This year, I worked 5 months, made 100K, then am taking the rest of the year off. No AMT, no problemo with the 250K cutoff. Thanks for your contributions, suckers!!
hey, what do you do? can I get into it? 100k on five months sounds like a great gig...
probably could permenantly erase AMT fix cost by offesting it with dividends being taxed at something more than 15 percent..why wages get taxed more than anything is beyond me...
Cuz middle class have jobs, Ruling Class get dividends, and govt money has to come from somewhere. Plus, the middle class can't buy politicians the way GS/AIG/JPM can.
And before some dick points out that the top 1% pays 40% of all taxes, consider they're paying 15% cap gains on dividends, or zero on tax-exempt muni bonds while the middle class is getting 28-35% chunk bitten out of their ass via AMT.
Serfdom's coming back in a big way. Be your own sharecropper.
50% of the people in this country pay no taxes at all. That's a dangerous threat to our liberty. That's 50% happy to vote morons into office that will tax and spend to trade votes for welfare checks.
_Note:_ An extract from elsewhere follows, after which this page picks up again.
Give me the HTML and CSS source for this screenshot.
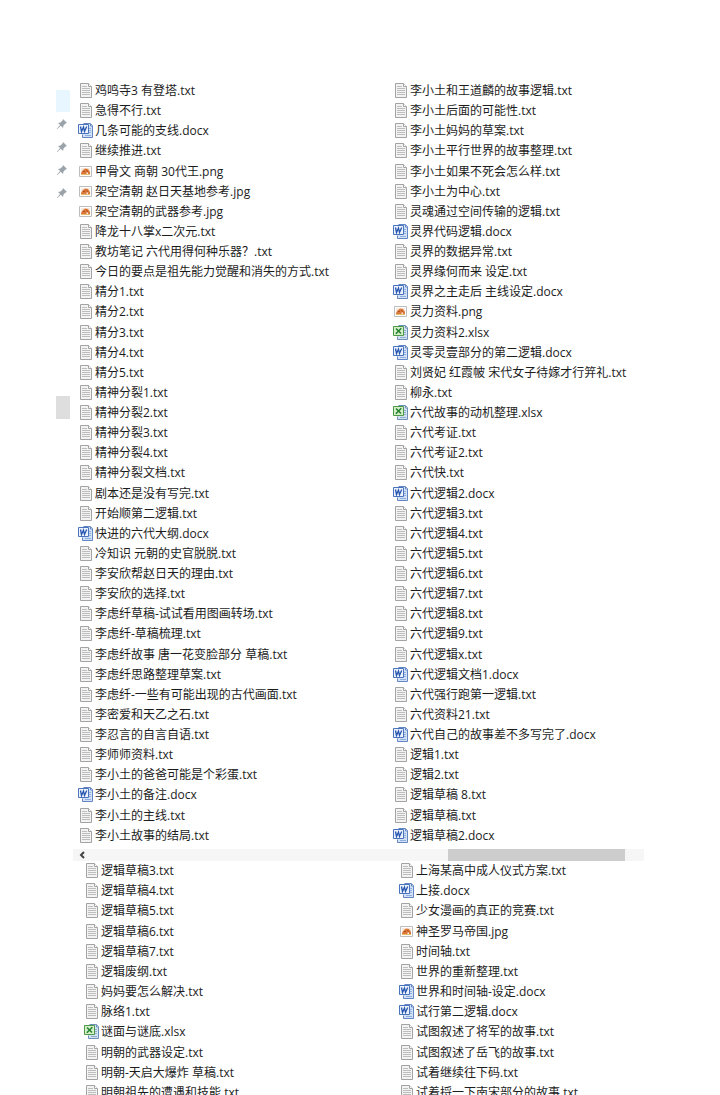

You must be refering to children.
47% will pay no federal income tax
http://money.cnn.com/2009/09/30/pf/taxes/who_pays_taxes/index.htm
And you open the door, and step inside. . .
From that article:
I'll take paying 50% of half a million over 15% of $15K any day.
Install major planks of communist doctrine and it's no wonder there is class strife. Progressive income taxes to get even with 'em.
If we play it as a class warfare game, then we have nothing left but a nice waltz with Marx, after which is always the nice ass rape, as our butt cheeks are divided and conquered.
We are the all-singing, all-dancing crap of the world.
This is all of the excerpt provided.